As World War I broke out, members of the Ghadr
Party were openly exhorted to return to India to make armed revolt
against the British. Kartar Singh left the United States on 15 September
1914, nearly a month ahead of the main body of Sikhs who were to
follow. He returned to India, via Colombo, resolved to set up in
his village a centre on the model of the Ghadr Party's Yugantar
Ashram in San Francisco. When Bhai Parmanand arrived in India in
December 1914 to lead the movement, Kartar Singh was charged with
spreading the network in Ludhiana district. In this connection he
went to Bengal to secure firearms, and made contacts with revolutionaries
such as Visnu Ganesh Pingley, Sachindra Nath Sanyal and Rash Behari
Bose. With Pingley, Kartar Singh visited the cantonments at Meerut,
Agra, Bariaras, Allahabad, Ambala, Lahore and Rawalpindi with a
view to inciting the soldiers to revolt.
As for armaments, Kartar Singh and his associates
succeeded in manufacturing bombs on a small scale at Jhabeval and
later at Lohatbaddi, both in Ludhiana district. Kartar Singh organized
and participated in raids on the villages of Sahneval and Mansuran
in January 1915, in order to procure funds for the party.

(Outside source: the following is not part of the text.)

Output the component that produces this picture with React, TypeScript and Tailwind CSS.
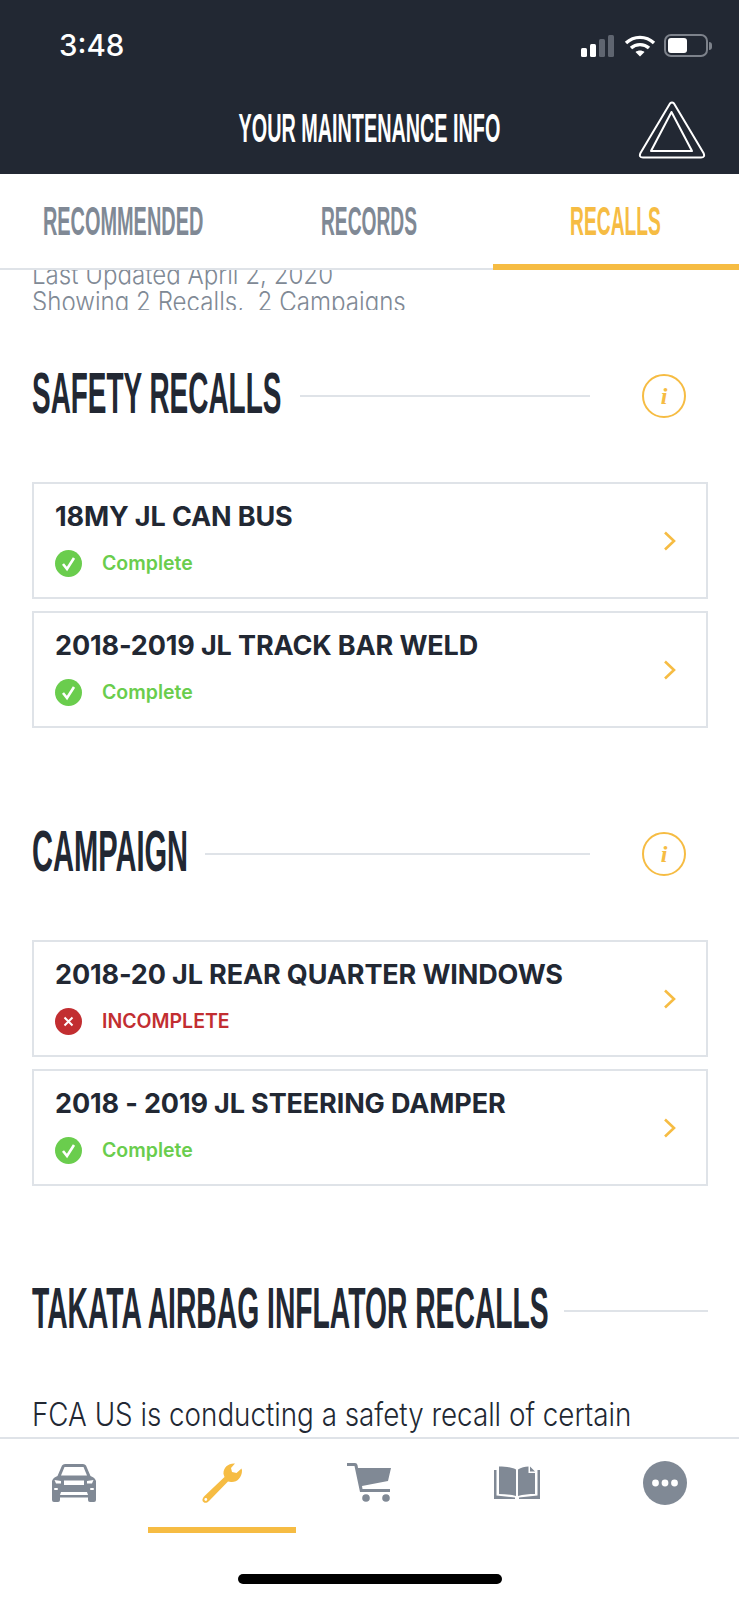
const NARROW = "font-['Liberation_Sans',sans-serif] font-bold whitespace-nowrap";

function Triangle() {
  return (
    <svg width="68" height="58" viewBox="0 0 68 58" fill="none" stroke="#fff" strokeWidth="2" strokeLinejoin="round">
      <path d="M32 2.5 Q34 0.5 36 2.5 L65.5 52 Q67.5 56.5 63 56.5 L5 56.5 Q0.5 56.5 2.5 52 Z" />
      <path d="M33.5 11 L54 50 L13 50 Z" />
    </svg>
  );
}

function StatusIcons() {
  return (
    <div className="flex items-center">
      <svg width="34" height="22" viewBox="0 0 34 22">
        <rect x="0" y="13" width="6" height="9" rx="1.5" fill="#fff" />
        <rect x="9" y="9" width="6" height="13" rx="1.5" fill="#fff" />
        <rect x="18" y="4" width="6" height="18" rx="1.5" fill="#5f6570" />
        <rect x="27" y="0" width="6" height="22" rx="1.5" fill="#5f6570" />
      </svg>
      <svg className="ml-[9px]" width="32" height="22" viewBox="0 0 32 22" fill="none" stroke="#fff" strokeWidth="3.4">
        <path d="M2 8 C10 0.5 22 0.5 30 8" />
        <path d="M7 13 C12 8.5 20 8.5 25 13" />
        <path d="M16 21.5 L11.5 17 C14 15 18 15 20.5 17 Z" fill="#fff" stroke="none" />
      </svg>
      <div className="ml-[8px] flex items-center">
        <div className="w-[44px] h-[23px] rounded-[7px] border-2 border-[#7d828b] p-[2px]">
          <div className="w-[19px] h-full rounded-[3px] bg-white" />
        </div>
        <div className="ml-[1px] w-[3px] h-[8px] rounded-r-full bg-[#7d828b]" />
      </div>
    </div>
  );
}

function InfoIcon() {
  return (
    <div className="w-[44px] h-[44px] rounded-full border-2 border-[#f6bc43] flex items-center justify-center text-[#f6bc43] font-['Liberation_Serif',serif] italic font-bold text-[24px] leading-none">
      i
    </div>
  );
}

function Check() {
  return (
    <svg width="27" height="27" viewBox="0 0 27 27">
      <circle cx="13.5" cy="13.5" r="13.5" fill="#6acd4d" />
      <path d="M8 14 L12 19 L19 8" fill="none" stroke="#fff" strokeWidth="2.6" />
    </svg>
  );
}

function Cross() {
  return (
    <svg width="27" height="27" viewBox="0 0 27 27">
      <circle cx="13.5" cy="13.5" r="13.5" fill="#c22e31" />
      <path d="M9.5 9.5 L17.5 17.5 M17.5 9.5 L9.5 17.5" fill="none" stroke="#fff" strokeWidth="2" />
    </svg>
  );
}

function Card({ title, ok }: { title: string; ok: boolean }) {
  return (
    <div className="h-[117px] border-2 border-[#dfe3e8] flex items-center justify-between pl-[21px] pr-[30px]">
      <div className="flex flex-col">
        <div className="h-[32px] leading-[32px] text-[27px] font-bold text-[#222833] font-['Inter',sans-serif] tracking-[-0.13px] whitespace-nowrap -mt-[3px]">
          {title}
        </div>
        <div className="mt-[17px] flex items-center h-[27px]">
          {ok ? <Check /> : <Cross />}
          <span
            className={
              ok
                ? "ml-[20px] text-[19.5px] font-semibold text-[#6acd4d] font-['Inter',sans-serif]"
                : "ml-[20px] text-[19.5px] font-semibold text-[#c22e31] font-['Inter',sans-serif]"
            }
          >
            {ok ? "Complete" : "INCOMPLETE"}
          </span>
        </div>
      </div>
      <svg width="13" height="20" viewBox="0 0 13 20" fill="none" stroke="#f6bc43" strokeWidth="2.6">
        <path d="M2 1.5 L11 10 L2 18.5" />
      </svg>
    </div>
  );
}

function CarIcon() {
  return (
    <svg width="44" height="38" viewBox="0 0 44 38" fill="#808995">
      <path d="M10 1.5 Q11 0 13 0 L31 0 Q33 0 34 1.5 L38.5 12 Q43 13.5 44 17 L44 36 Q44 38 42 38 L38 38 Q36 38 36 36 L36 33.5 L8 33.5 L8 36 Q8 38 6 38 L2 38 Q0 38 0 36 L0 17 Q1 13.5 5.5 12 Z" />
      <path d="M12.5 3 L31.5 3 L35 11.5 L9 11.5 Z" fill="#fff" />
      <rect x="12" y="16.5" width="20" height="4.5" fill="#fff" />
      <path d="M2.5 16 L9 17 L9 19.5 L4 19.5 Z" fill="#fff" />
      <path d="M41.5 16 L35 17 L35 19.5 L40 19.5 Z" fill="#fff" />
      <rect x="2" y="24" width="4" height="2" rx="1" fill="#fff" />
      <rect x="38" y="24" width="4" height="2" rx="1" fill="#fff" />
      <path d="M9 28 L35 28 L36 31 L8 31 Z" fill="#fff" />
    </svg>
  );
}

function WrenchIcon() {
  return (
    <svg width="40" height="40" viewBox="0 0 40 40" fill="#f6bc43">
      <path d="M33 0.5 C26 0 21 5 21.5 11 L22.5 14 L2 33.5 C0 36 0 38 1.5 39 C3 40.5 5 40 7 38 L26 18.5 L29 19 C35 19.5 40 14.5 40 7.5 L39.5 5.5 L34.5 10 L30 9 L29 5 Z" />
      <circle cx="3.8" cy="36.5" r="1.4" fill="#fff" />
    </svg>
  );
}

function CartIcon() {
  return (
    <svg width="44" height="39" viewBox="0 0 44 39" fill="#808995">
      <path d="M0 0 L8 0 Q10 0 10.5 2 L11 5 L44 5 L41 18 L15 23 L15.5 26 L43 26 L43 29 L13 29 L7.5 3 L0 3 Z" />
      <circle cx="19" cy="35" r="3.8" />
      <circle cx="39" cy="35" r="3.8" />
    </svg>
  );
}

function BookIcon() {
  return (
    <svg width="46" height="33" viewBox="0 0 46 33" fill="#808995">
      <path d="M0 4 L2.5 4 L2.5 29.5 L21 31.5 L21 33 L0 33 Z" />
      <path d="M46 4 L43.5 4 L43.5 29.5 L25 31.5 L25 33 L46 33 Z" />
      <path d="M5 0.5 C11 0.5 17 1 22 3.5 L22 30 C17 28.5 11 28 5 28 Z" />
      <path d="M24 3.5 C27 1.5 31 0.5 34.5 0.5 L34.5 7 L41 7 L41 28 C35 28 29 28.5 24 30 Z" />
      <path d="M36 0.5 L41 5.5 L36 5.5 Z" />
    </svg>
  );
}

function MoreIcon() {
  return (
    <svg width="44" height="44" viewBox="0 0 44 44">
      <circle cx="22" cy="22" r="22" fill="#808995" />
      <circle cx="12.5" cy="22" r="3.4" fill="#fff" />
      <circle cx="22" cy="22" r="3.4" fill="#fff" />
      <circle cx="31.5" cy="22" r="3.4" fill="#fff" />
    </svg>
  );
}

export default function App() {
  return (
    <div className="w-[739px] h-[1600px] bg-white flex flex-col overflow-hidden">
      <header className="h-[174px] shrink-0 bg-[#222833] flex flex-col">
        <div className="h-[102px] flex items-start justify-between pl-[59px] pr-[27px] pt-[25px]">
          <span className="text-[29.5px] leading-[40px] font-medium text-white font-['Inter',sans-serif]">3:48</span>
          <div className="pt-[9px]">
            <StatusIcons />
          </div>
        </div>
        <div className="grid grid-cols-[1fr_auto_1fr] items-start px-[33px]">
          <div />
          <div className="w-[261px] h-[46px] mt-[3px] flex items-center justify-center">
            <span className={`${NARROW} text-[40px] leading-[46px] text-white scale-x-[0.495]`}>YOUR MAINTENANCE INFO</span>
          </div>
          <div className="justify-self-end -mt-[1px]">
            <Triangle />
          </div>
        </div>
      </header>

      <nav className="h-[96px] shrink-0 grid grid-cols-3">
        <div className="border-b-2 border-[#dfe3e8] flex items-center justify-center overflow-hidden">
          <span className={`${NARROW} text-[40px] text-[#808995] scale-x-[0.498]`}>RECOMMENDED</span>
        </div>
        <div className="border-b-2 border-[#dfe3e8] flex items-center justify-center overflow-hidden">
          <span className={`${NARROW} text-[40px] text-[#808995] scale-x-[0.48]`}>RECORDS</span>
        </div>
        <div className="border-b-[6px] border-[#f6bc43] flex items-center justify-center overflow-hidden pt-[4px]">
          <span className={`${NARROW} text-[40px] text-[#f6bc43] scale-x-[0.48]`}>RECALLS</span>
        </div>
      </nav>

      <main className="flex-1 min-h-0 overflow-hidden pl-[32px] pr-[31px]">
        <div className="h-[40px] overflow-hidden">
          <div className="-mt-[9px] font-['Inter',sans-serif] font-light text-[27px] leading-[27px] text-[#808995] whitespace-nowrap origin-left scale-x-[0.893]">
            <div>Last Updated April 2, 2020</div>
            <div>Showing 2 Recalls,&nbsp; 2 Campaigns</div>
          </div>
        </div>

        <section className="mt-[56px] h-[60px] flex items-center">
          <div className="w-[251px] shrink-0">
            <div className={`${NARROW} text-[57px] leading-[60px] text-[#222833] origin-left scale-x-[0.49] -translate-y-[3px]`}>SAFETY RECALLS</div>
          </div>
          <div className="ml-[17px] flex-1 h-[2px] bg-[#dfe3e8]" />
          <div className="ml-[52px] mr-[22px]">
            <InfoIcon />
          </div>
        </section>
        <div className="mt-[56px] flex flex-col gap-[12px]">
          <Card title="18MY JL CAN BUS" ok />
          <Card title="2018-2019 JL TRACK BAR WELD" ok />
        </div>

        <section className="mt-[96px] h-[60px] flex items-center">
          <div className="w-[155px] shrink-0">
            <div className={`${NARROW} text-[57px] leading-[60px] text-[#222833] origin-left scale-x-[0.51] -translate-y-[3px]`}>CAMPAIGN</div>
          </div>
          <div className="ml-[18px] flex-1 h-[2px] bg-[#dfe3e8]" />
          <div className="ml-[52px] mr-[22px]">
            <InfoIcon />
          </div>
        </section>
        <div className="mt-[56px] flex flex-col gap-[12px]">
          <Card title="2018-20 JL REAR QUARTER WINDOWS" ok={false} />
          <Card title="2018 - 2019 JL STEERING DAMPER" ok />
        </div>

        <section className="mt-[95px] h-[60px] flex items-center">
          <div className="w-[516px] shrink-0">
            <div className={`${NARROW} text-[57px] leading-[60px] text-[#222833] origin-left scale-x-[0.496] -translate-y-[3px]`}>TAKATA AIRBAG INFLATOR RECALLS</div>
          </div>
          <div className="ml-[16px] flex-1 h-[2px] bg-[#dfe3e8]" />
        </section>
        <p className="mt-[52px] font-['Inter',sans-serif] font-light text-[32px] leading-[44px] text-[#222833] whitespace-nowrap origin-left scale-x-[0.868]">
          FCA US is conducting a safety recall of certain
        </p>
      </main>

      <footer className="h-[163px] shrink-0 border-t-2 border-[#dfe3e8]">
        <div className="h-[94px] grid grid-cols-5">
          <div className="flex justify-center items-start pt-[25px]"><CarIcon /></div>
          <div className="flex justify-center items-start pt-[24px] border-b-[6px] border-[#f6bc43]"><WrenchIcon /></div>
          <div className="flex justify-center items-start pt-[24px]"><CartIcon /></div>
          <div className="flex justify-center items-start pt-[27px]"><BookIcon /></div>
          <div className="flex justify-center items-start pt-[22px]"><MoreIcon /></div>
        </div>
        <div className="mt-[41px] mx-auto w-[264px] h-[10px] rounded-full bg-black" />
      </footer>
    </div>
  );
}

In February 1915, just before the planned revolt
was to erupt, there was a massive roundup of the Ghadr leaders,
following the disclosures made by a police informer, Kirpal Singh,
who had surreptitiously gained admittance into the Party. Kartar
Singh, Jagat Singh of SurSingh and Harnam Singh Tundilat escaped
to Kabul. All three however came back to continue their campaign
in the Punjab and were seized on 2 March 1915 at Wilsonpur, in Shahpur
district, where they had gone to seduce the troops of the 22nd Cavalry.
The trial of arrested leaders in the Lahore
conspiracy cases of 1915-16 highlighted the central role of Kartar
Singh Sarabha in the movement. His defence was just one more eloquent
statement of his revolutionary creed. He was sentenced to death
on 13 September 1915 and he received the hangman's noose on 16 November
1915 singing his favourite patriotic song. A statue of Kartar Singh,
erected in the city of Ludhiana commemorates his legendary heroism.
He has also been immortalized in a fictional account Ikk Mian Do
Talvaran by the famous Punjabi novelist, Nanak Singh.